↓
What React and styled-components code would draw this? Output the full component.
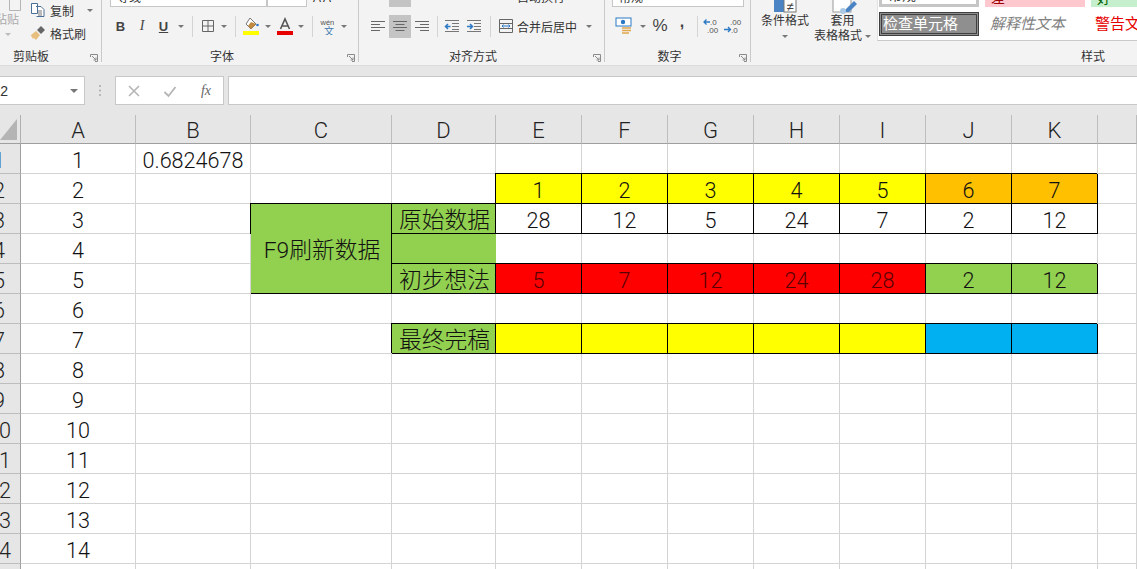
import React from "react";
import styled, { createGlobalStyle } from "styled-components";

const FONT = '"Liberation Sans", "Noto Sans CJK SC", sans-serif';
const SHEET_FONT = 'Roboto, "Noto Sans CJK SC", sans-serif';

const Global = createGlobalStyle`
  html, body { margin: 0; padding: 0; background: #fff; overflow: hidden; }
  body { font-family: ${FONT}; }
  * { box-sizing: border-box; }
`;

const Page = styled.div`
  width: 1137px;
  height: 569px;
  overflow: hidden;
  display: flex;
  flex-direction: column;
`;

/* ---------- ribbon ---------- */
const Ribbon = styled.div`
  height: 66px;
  flex: none;
  display: flex;
  background: #f3f3f3;
  border-bottom: 1px solid #dcdcdc;
`;
const Group = styled.section`
  width: ${(p) => p.$w}px;
  flex: ${(p) => (p.$grow ? 1 : "none")};
  height: 62px;
  display: flex;
  flex-direction: column;
  border-right: ${(p) => (p.$grow ? "none" : "1px solid #c9c9c9")};
  position: relative;
`;
const GroupBody = styled.div`
  height: 48px;
  overflow: hidden;
  flex: none;
  padding-left: ${(p) => p.$pad || 0}px;
`;
const GroupLabel = styled.div`
  height: 18px;
  font-size: 12px;
  line-height: 18px;
  color: #333;
  text-align: ${(p) => (p.$align ? "left" : "center")};
  padding-left: ${(p) => p.$left || 0}px;
  padding-right: ${(p) => p.$right || 0}px;
`;
const Launcher = styled.svg`
  position: absolute;
  right: 3px;
  bottom: 0;
  width: 8px;
  height: 8px;
`;
const Sliver = styled.div`
  height: 7px;
  display: flex;
  align-items: flex-end;
  overflow: hidden;
`;
const FieldStub = styled.div`
  height: 7px;
  width: ${(p) => p.$w}px;
  background: #fff;
  border: 1px solid #c6c6c6;
  border-top: none;
  margin-right: ${(p) => p.$after || 0}px;
  font-size: 12px;
  line-height: 1;
  color: #333;
  display: flex;
  align-items: flex-end;
  padding-left: 4px;
  overflow: hidden;
`;
const StubText = styled.span`
  font-size: 12px;
  line-height: 12px;
  margin-bottom: ${(p) => p.$up ?? 2}px;
  margin-left: ${(p) => p.$left || 0}px;
  color: #333;
  white-space: nowrap;
  flex: none;
`;
const StubHighlight = styled.div`
  width: 22px;
  height: 7px;
  background: #c4c4c4;
  margin-left: 22px;
`;
const ToolRow = styled.div`
  display: flex;
  align-items: center;
  height: 24px;
  margin-top: 7px;
`;
const Slot = styled.div`
  width: ${(p) => p.$w}px;
  height: 23px;
  flex: none;
  display: flex;
  align-items: center;
  justify-content: center;
  background: ${(p) => (p.$on ? "#c4c4c4" : "transparent")};
  color: #444;
  font-size: ${(p) => p.$size || 13}px;
  font-weight: ${(p) => (p.$bold ? 700 : 400)};
  font-style: ${(p) => (p.$italic ? "italic" : "normal")};
  text-decoration: ${(p) => (p.$under ? "underline" : "none")};
  font-family: ${(p) => (p.$serif ? '"Liberation Serif", serif' : FONT)};
  padding-bottom: ${(p) => p.$lift || 0}px;
`;
const Caret = styled.span`
  display: block;
  width: 0;
  height: 0;
  border-left: 3px solid transparent;
  border-right: 3px solid transparent;
  border-top: 3px solid #777;
`;
const Sep = styled.span`
  display: block;
  width: 1px;
  height: 21px;
  background: #d4d4d4;
`;
const ToolText = styled.span`
  font-size: 12px;
  color: #333;
  white-space: nowrap;
  flex: none;
  width: ${(p) => p.$w}px;
`;

/* clipboard */
const ClipLayout = styled.div`
  display: flex;
  height: 48px;
`;
const PasteCol = styled.div`
  width: 30px;
  flex: none;
  display: flex;
  flex-direction: column;
  align-items: flex-end;
  position: relative;
`;
const PasteTop = styled.svg`
  width: 14px;
  height: 11px;
  margin-right: 8px;
  flex: none;
`;
const PasteText = styled.span`
  font-size: 12px;
  line-height: 16px;
  color: #aaa;
  margin-top: 1px;
  margin-right: 11px;
  white-space: nowrap;
`;
const PasteCaret = styled(Caret)`
  margin: 5px 19px 0 0;
  border-top-color: #bbb;
`;
const ClipCol = styled.div`
  flex: 1;
  display: flex;
  flex-direction: column;
  gap: 5px;
`;
const ClipRow = styled.div`
  height: 18px;
  display: flex;
  align-items: center;
  gap: 4px;
  margin-top: ${(p) => p.$top || 0}px;
  font-size: 12px;
  color: #333;
`;
const ClipIconBox = styled.svg`
  width: 16px;
  height: 16px;
  flex: none;
`;
const ClipCaret = styled(Caret)`
  margin-left: 9px;
`;

/* styles */
const StyleLayout = styled.div`
  display: flex;
  height: 48px;
  padding-left: 5px;
`;
const BigButton = styled.div`
  width: ${(p) => p.$w}px;
  flex: none;
  height: 44px;
  overflow: hidden;
  display: flex;
  flex-direction: column;
  justify-content: flex-end;
  align-items: center;
  font-size: 12px;
  line-height: 15px;
  color: #333;
`;
const BigIcon = styled.svg`
  width: 28px;
  height: 24px;
  flex: none;
  margin-left: ${(p) => p.$left || 0}px;
`;
const BigLine = styled.div`
  height: 15px;
  display: flex;
  align-items: center;
  gap: 3px;
  white-space: nowrap;
  flex: none;
`;
const Gallery = styled.div`
  flex: 1;
  height: 41px;
  margin-left: 6px;
  background: #fff;
  border-bottom: 1px solid #c9c9c9;
  border-left: 1px solid #e2e2e2;
  padding-left: 1px;
  display: grid;
  grid-template-columns: 100px 100px 1fr;
  grid-template-rows: 7px 23px;
  column-gap: 6px;
  row-gap: 6px;
`;
const TopStyle = styled.div`
  background: ${(p) => p.$bg};
  color: ${(p) => p.$fg};
  border: ${(p) => (p.$frame ? "3px solid #c6c6c6" : "none")};
  border-top: none;
  font-size: 14px;
  line-height: 14px;
  height: 7px;
  overflow: hidden;
  display: flex;
  align-items: flex-end;
  padding-left: 6px;
  white-space: nowrap;
`;
const TopStyleText = styled.span`
  margin-bottom: 2px;
  flex: none;
`;
const CheckStyle = styled.div`
  background: #8f8f8f;
  color: #fff;
  border: 1px solid #3f3f3f;
  outline: 1px solid #3f3f3f;
  outline-offset: -3px;
  font-size: 15px;
  display: flex;
  align-items: center;
  padding: 0 0 3px 3px;
  margin-top: -1px;
  white-space: nowrap;
`;
const NoteStyle = styled.div`
  color: ${(p) => p.$fg};
  font-style: ${(p) => (p.$italic ? "italic" : "normal")};
  font-size: 15px;
  display: flex;
  align-items: center;
  padding: 0 0 4px ${(p) => p.$pad}px;
  white-space: nowrap;
  overflow: hidden;
`;

/* ---------- formula bar ---------- */
const FormulaBar = styled.div`
  height: 49px;
  flex: none;
  background: #e6e6e6;
  display: flex;
  align-items: flex-start;
  padding-top: 10px;
`;
const NameBox = styled.div`
  width: 85px;
  height: 29px;
  background: #fff;
  border: 1px solid #c8c8c8;
  border-left: none;
  display: flex;
  align-items: center;
  justify-content: space-between;
  padding-right: 6px;
  font-size: 14px;
  color: #333;
  overflow: hidden;
`;
const NameText = styled.span`
  margin-left: -9px;
`;
const NameCaret = styled.span`
  display: block;
  width: 0;
  height: 0;
  border-left: 4px solid transparent;
  border-right: 4px solid transparent;
  border-top: 4px solid #777;
`;
const Grip = styled.svg`
  width: 30px;
  height: 29px;
  flex: none;
`;
const FuncBox = styled.div`
  width: 109px;
  height: 29px;
  background: #fff;
  border: 1px solid #c8c8c8;
  display: flex;
  align-items: center;
`;
const FuncSlot = styled.div`
  width: 36px;
  flex: none;
  display: flex;
  justify-content: center;
  color: #666;
  font-family: "Liberation Serif", serif;
  font-style: italic;
  font-size: 14px;
`;
const FormulaInput = styled.div`
  flex: 1;
  height: 29px;
  margin-left: 4px;
  background: #fff;
  border: 1px solid #c8c8c8;
  border-right: none;
`;

/* ---------- sheet ---------- */
const Sheet = styled.div`
  flex: 1;
  min-height: 0;
  overflow: hidden;
  display: grid;
  grid-template-columns: 21px 115px 115px 141px 104px repeat(7, 86px) 1fr;
  grid-template-rows: 29px;
  grid-auto-rows: 30px;
  background: #fff;
  font-family: ${SHEET_FONT};
  font-weight: 300;
`;
const Corner = styled.div`
  background: #e6e6e6;
  border-right: 1px solid #b0b0b0;
  border-bottom: 1px solid #9f9f9f;
  display: flex;
  align-items: flex-start;
`;
const CornerMark = styled.svg`
  width: 17px;
  height: 21px;
  margin-top: 4px;
`;
const ColHead = styled.div`
  background: #e6e6e6;
  border-right: 1px solid #bdbdbd;
  border-bottom: 1px solid #9f9f9f;
  color: #222;
  font-size: 22px;
  text-align: center;
  line-height: 32px;
  overflow: hidden;
`;
const RowHead = styled.div`
  background: #e6e6e6;
  border-right: 1px solid #9f9f9f;
  border-bottom: 1px solid #bdbdbd;
  color: #222;
  font-size: 21.6px;
  display: flex;
  justify-content: center;
  align-items: center;
  padding-top: 4px;
  overflow: hidden;
  white-space: nowrap;
`;
const RowNum = styled.span`
  margin-left: -22px;
`;
const Cell = styled.div`
  background: ${(p) => p.$fill || "#fff"};
  border-right: 1px solid ${(p) => (p.$boxed ? "#000" : p.$fill || "#d4d4d4")};
  border-bottom: 1px solid ${(p) => (p.$boxed ? "#000" : "#d4d4d4")};
  box-shadow: ${(p) => (p.$boxed ? "-1px -1px 0 0 #000" : "none")};
  grid-row: ${(p) => (p.$span ? `span ${p.$span}` : "auto")};
  color: ${(p) => p.$ink || "#111"};
  font-size: ${(p) => (p.$cjk ? 22.8 : 21.6)}px;
  display: flex;
  align-items: center;
  justify-content: center;
  padding-top: ${(p) => (p.$cjk ? 0 : 4)}px;
  padding-left: ${(p) => (p.$cjk ? 2 : 0)}px;
  white-space: nowrap;
  overflow: visible;
`;

const GREEN = "#92d050";
const YELLOW = "#ffff00";
const ORANGE = "#ffc000";
const RED = "#ff0000";
const BLUE = "#00b0f0";

const COLS = ["A", "B", "C", "D", "E", "F", "G", "H", "I", "J", "K", ""];

const box = (fill, text, extra = {}) => ({ $fill: fill, $boxed: true, text, ...extra });

function sheetRow(n) {
  const blank = {};
  const cells = new Array(12).fill(blank);
  cells[0] = { text: String(n) };
  if (n === 1) cells[1] = { text: "0.6824678" };
  if (n === 2) {
    [1, 2, 3, 4, 5].forEach((v, i) => (cells[4 + i] = box(YELLOW, v)));
    cells[9] = box(ORANGE, 6);
    cells[10] = box(ORANGE, 7);
  }
  if (n === 3) {
    cells[2] = box(GREEN, "F9刷新数据", { $span: 3, $cjk: true });
    cells[3] = box(GREEN, "原始数据", { $cjk: true });
    [28, 12, 5, 24, 7, 2, 12].forEach((v, i) => (cells[4 + i] = box("#fff", v)));
  }
  if (n === 4) {
    cells[2] = null;
    cells[3] = { $fill: GREEN };
  }
  if (n === 5) {
    cells[2] = null;
    cells[3] = box(GREEN, "初步想法", { $cjk: true });
    [5, 7, 12, 24, 28].forEach((v, i) => (cells[4 + i] = box(RED, v, { $ink: "#5a0000" })));
    cells[9] = box(GREEN, 2);
    cells[10] = box(GREEN, 12);
  }
  if (n === 7) {
    cells[3] = box(GREEN, "最终完稿", { $cjk: true });
    [4, 5, 6, 7, 8].forEach((i) => (cells[i] = box(YELLOW)));
    cells[9] = box(BLUE);
    cells[10] = box(BLUE);
  }
  return cells;
}

const LauncherIcon = () => (
  <Launcher viewBox="0 0 8 8" fill="none" stroke="#8a8a8a" strokeWidth="1">
    <path d="M0.5 3V0.5H7.5V7.5H5" />
    <path d="M2 2L6 6M6 3.5V6H3.5" />
  </Launcher>
);

const Lines = ({ widths, color = "#666", offset }) => (
  <svg width="16" height="14" viewBox="0 0 16 14" fill="none" stroke={color} strokeWidth="1">
    {widths.map((w, i) => {
      const startX = offset === "center" ? (16 - w) / 2 : offset === "right" ? 15 - w : 1;
      return <path key={i} d={`M${startX} ${2.5 + i * 3}h${w}`} />;
    })}
  </svg>
);

const IndentIcon = ({ flip }) => (
  <svg width="16" height="14" viewBox="0 0 16 14" fill="none">
    <g stroke="#777">
      <path d="M1 1.5h14M8 4.5h7M8 7.5h7M8 10.5h7M1 12.5h14" />
    </g>
    <path d={flip ? "M1 7.5h5M4 5l2.5 2.5L4 10" : "M6.5 7.5h-5M4 5L1.5 7.5 4 10"} stroke="#2b78c4" strokeWidth="1.5" />
  </svg>
);

const DecimalIcon = ({ more }) => (
  <svg width="18" height="16" viewBox="0 0 18 16" fill="none">
    <text x={more ? 6 : 7} y="7" fontSize="8" fill="#555" fontFamily={FONT}>{more ? ".00" : ".0"}</text>
    <text x={more ? 7 : 4} y="15" fontSize="8" fill="#555" fontFamily={FONT}>{more ? ".0" : ".00"}</text>
    {more ? (
      <path d="M0 11.5h6M4 9l2.5 2.5L4 14" stroke="#2b78c4" strokeWidth="1.3" />
    ) : (
      <path d="M7 4h-6M3.5 1.5L1 4l2.5 2.5" stroke="#2b78c4" strokeWidth="1.3" />
    )}
  </svg>
);

export default function App() {
  const rows = Array.from({ length: 15 }, (_, i) => i + 1);
  return (
    <Page>
      <Global />
      <Ribbon>
        <Group $w={102}>
          <GroupBody>
            <ClipLayout>
              <PasteCol>
                <PasteTop viewBox="0 0 14 11" fill="none" stroke="#b5b5b5">
                  <path d="M1.5 0V10.5H12.5V0" />
                </PasteTop>
                <PasteText>粘贴</PasteText>
                <PasteCaret />
              </PasteCol>
              <ClipCol>
                <ClipRow $top={1}>
                  <ClipIconBox viewBox="0 0 16 16" fill="none" stroke="#4a6f96">
                    <path d="M1.5 1.5h6v10h-6zM6 4.5h5l3 3v7H6.5" fill="#fff" />
                    <path d="M8 9h4M8 11h4M8 13h4" stroke="#777" />
                  </ClipIconBox>
                  复制
                  <ClipCaret />
                </ClipRow>
                <ClipRow>
                  <ClipIconBox viewBox="0 0 16 16">
                    <path d="M1 10l5-4 4 4-4 5-2-2-1 1-1-2-1-1z" fill="#e8bf7c" />
                    <path d="M7 5l4-4 4 4-4 4z" fill="#666" />
                  </ClipIconBox>
                  格式刷
                </ClipRow>
              </ClipCol>
            </ClipLayout>
          </GroupBody>
          <GroupLabel $align $left={13}>剪贴板</GroupLabel>
          <LauncherIcon />
        </Group>

        <Group $w={257}>
          <GroupBody $pad={8}>
            <Sliver>
              <FieldStub $w={157}><StubText $left={2}>等线</StubText></FieldStub>
              <FieldStub $w={40} $after={6} />
              <StubText $up={3}>A A</StubText>
            </Sliver>
            <ToolRow>
              <Slot $w={21} $bold $size={13}>B</Slot>
              <Slot $w={22} $italic $serif $size={14}>I</Slot>
              <Slot $w={21} $bold $under $size={13}>U</Slot>
              <Slot $w={13}><Caret /></Slot>
              <Slot $w={10}><Sep /></Slot>
              <Slot $w={21}>
                <svg width="14" height="14" viewBox="0 0 14 14" fill="none" stroke="#666">
                  <path d="M1.5 1.5h11v11h-11zM7 1.5v11M1.5 7h11" />
                </svg>
              </Slot>
              <Slot $w={12}><Caret /></Slot>
              <Slot $w={10}><Sep /></Slot>
              <Slot $w={22}>
                <svg width="18" height="18" viewBox="0 0 18 18">
                  <path d="M8 1l6 6-5 5-5-5z" fill="#fff" stroke="#777" />
                  <path d="M9 5l5 2-5 5-3-3z" fill="#c28a3c" />
                  <circle cx="15.5" cy="8" r="1.3" fill="#2b78c4" />
                  <rect x="1" y="14" width="16" height="4" fill="#ffff00" />
                </svg>
              </Slot>
              <Slot $w={11}><Caret /></Slot>
              <Slot $w={23}>
                <svg width="16" height="18" viewBox="0 0 16 18">
                  <path d="M3.5 12L8 2l4.5 10M5 9h6" fill="none" stroke="#555" strokeWidth="1.6" />
                  <rect x="0" y="14" width="16" height="4" fill="#e60000" />
                </svg>
              </Slot>
              <Slot $w={10}><Caret /></Slot>
              <Slot $w={12}><Sep /></Slot>
              <Slot $w={22}>
                <svg width="18" height="17" viewBox="0 0 18 17">
                  <text x="0.5" y="6.5" fontSize="7.5" fill="#555" fontFamily={FONT}>wén</text>
                  <text x="4" y="16.5" fontSize="10" fill="#3c78b0" fontFamily={FONT}>文</text>
                </svg>
              </Slot>
              <Slot $w={8}><Caret /></Slot>
            </ToolRow>
          </GroupBody>
          <GroupLabel $right={16}>字体</GroupLabel>
          <LauncherIcon />
        </Group>

        <Group $w={246}>
          <GroupBody $pad={8}>
            <Sliver>
              <StubHighlight />
              <StubText $left={106} $up={3}>自动换行</StubText>
            </Sliver>
            <ToolRow>
              <Slot $w={22}><Lines widths={[14, 9, 14, 9]} /></Slot>
              <Slot $w={22} $on><Lines widths={[14, 9, 14, 9]} offset="center" /></Slot>
              <Slot $w={22}><Lines widths={[14, 9, 14, 9]} offset="right" /></Slot>
              <Slot $w={8}><Sep /></Slot>
              <Slot $w={22}><IndentIcon /></Slot>
              <Slot $w={22}><IndentIcon flip /></Slot>
              <Slot $w={10}><Sep /></Slot>
              <Slot $w={22}>
                <svg width="16" height="16" viewBox="0 0 16 16" fill="none" stroke="#666">
                  <path d="M1.5 1.5h13v13h-13zM1.5 5.5h13M1.5 10.5h13" />
                  <path d="M4 8h8M4 8l1.5-1.5M4 8l1.5 1.5M12 8l-1.5-1.5M12 8l-1.5 1.5" stroke="#2b78c4" />
                </svg>
              </Slot>
              <ToolText $w={69}>合并后居中</ToolText>
              <Caret />
            </ToolRow>
          </GroupBody>
          <GroupLabel $right={17}>对齐方式</GroupLabel>
          <LauncherIcon />
        </Group>

        <Group $w={146}>
          <GroupBody $pad={7}>
            <Sliver>
              <FieldStub $w={132}><StubText $left={2}>常规</StubText></FieldStub>
            </Sliver>
            <ToolRow>
              <Slot $w={24}>
                <svg width="18" height="18" viewBox="0 0 18 18">
                  <rect x="1" y="1" width="15" height="8" fill="#fff" stroke="#2b78c4" />
                  <circle cx="8" cy="5" r="2.2" fill="#2b78c4" />
                  <path d="M7 11h9M7 13.5h9M7 16h7" stroke="#e0a84e" strokeWidth="1.4" />
                </svg>
              </Slot>
              <Slot $w={13}><Caret /></Slot>
              <Slot $w={22} $size={17}>%</Slot>
              <Slot $w={22} $size={16} $bold $lift={8}>,</Slot>
              <Slot $w={8}><Sep /></Slot>
              <Slot $w={21}><DecimalIcon /></Slot>
              <Slot $w={22}><DecimalIcon more /></Slot>
            </ToolRow>
          </GroupBody>
          <GroupLabel $right={16}>数字</GroupLabel>
          <LauncherIcon />
        </Group>

        <Group $grow>
          <GroupBody>
            <StyleLayout>
              <BigButton $w={58}>
                <BigIcon viewBox="0 0 28 24" fill="none">
                  <rect x="3" y="2" width="12" height="20" fill="#4a84c4" />
                  <rect x="13" y="4" width="12" height="18" fill="#fff" stroke="#777" />
                  <text x="15.5" y="21" fontSize="13" fill="#444" fontFamily={FONT}>≠</text>
                </BigIcon>
                <BigLine>条件格式</BigLine>
                <BigLine><Caret /></BigLine>
              </BigButton>
              <BigButton $w={57}>
                <BigIcon viewBox="0 0 28 24" fill="none" $left={2}>
                  <rect x="3" y="4" width="18" height="18" fill="#fff" stroke="#999" />
                  <path d="M13 22L24 11l3 3-8 8z" fill="#4a84c4" />
                  <circle cx="13" cy="21" r="3" fill="#aac8e4" />
                </BigIcon>
                <BigLine>套用</BigLine>
                <BigLine>表格格式<Caret /></BigLine>
              </BigButton>
              <Gallery>
                <TopStyle $bg="#fff" $fg="#333" $frame><TopStyleText>常规</TopStyleText></TopStyle>
                <TopStyle $bg="#ffc7ce" $fg="#9c0006"><TopStyleText>差</TopStyleText></TopStyle>
                <TopStyle $bg="#c6efce" $fg="#006100"><TopStyleText>好</TopStyleText></TopStyle>
                <CheckStyle>检查单元格</CheckStyle>
                <NoteStyle $fg="#7f7f7f" $italic $pad={5}>解释性文本</NoteStyle>
                <NoteStyle $fg="#e60000" $pad={4}>警告文本</NoteStyle>
              </Gallery>
            </StyleLayout>
          </GroupBody>
          <GroupLabel $left={298}>样式</GroupLabel>
        </Group>
      </Ribbon>

      <FormulaBar>
        <NameBox>
          <NameText>K2</NameText>
          <NameCaret />
        </NameBox>
        <Grip viewBox="0 0 30 29" fill="#aaa">
          <circle cx="15" cy="10" r="1" />
          <circle cx="15" cy="14.5" r="1" />
          <circle cx="15" cy="19" r="1" />
        </Grip>
        <FuncBox>
          <FuncSlot>
            <svg width="14" height="14" viewBox="0 0 14 14" fill="none" stroke="#b5b5b5" strokeWidth="1.6">
              <path d="M2 2l10 10M12 2L2 12" />
            </svg>
          </FuncSlot>
          <FuncSlot>
            <svg width="14" height="14" viewBox="0 0 14 14" fill="none" stroke="#b5b5b5" strokeWidth="1.8">
              <path d="M1.5 8l4 4 7-9" />
            </svg>
          </FuncSlot>
          <FuncSlot>fx</FuncSlot>
        </FuncBox>
        <FormulaInput />
      </FormulaBar>

      <Sheet>
        <Corner>
          <CornerMark viewBox="0 0 17 21"><polygon points="17,0 17,21 0,21" fill="#b4b4b4" /></CornerMark>
        </Corner>
        {COLS.map((c, i) => <ColHead key={i}>{c}</ColHead>)}
        {rows.map((n) => (
          <React.Fragment key={n}>
            <RowHead><RowNum>{n}</RowNum></RowHead>
            {n < 15 && sheetRow(n).map((cell, i) => {
              if (cell === null) return null;
              const { text, ...style } = cell;
              return <Cell key={i} {...style}>{text}</Cell>;
            })}
            {n === 15 && COLS.map((_, i) => <Cell key={i} />)}
          </React.Fragment>
        ))}
      </Sheet>
    </Page>
  );
}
↑
Scan the data above and copy every line with "components" in it.

What React and styled-components code would draw this? Output the full component.
import styled, { createGlobalStyle } from "styled-components";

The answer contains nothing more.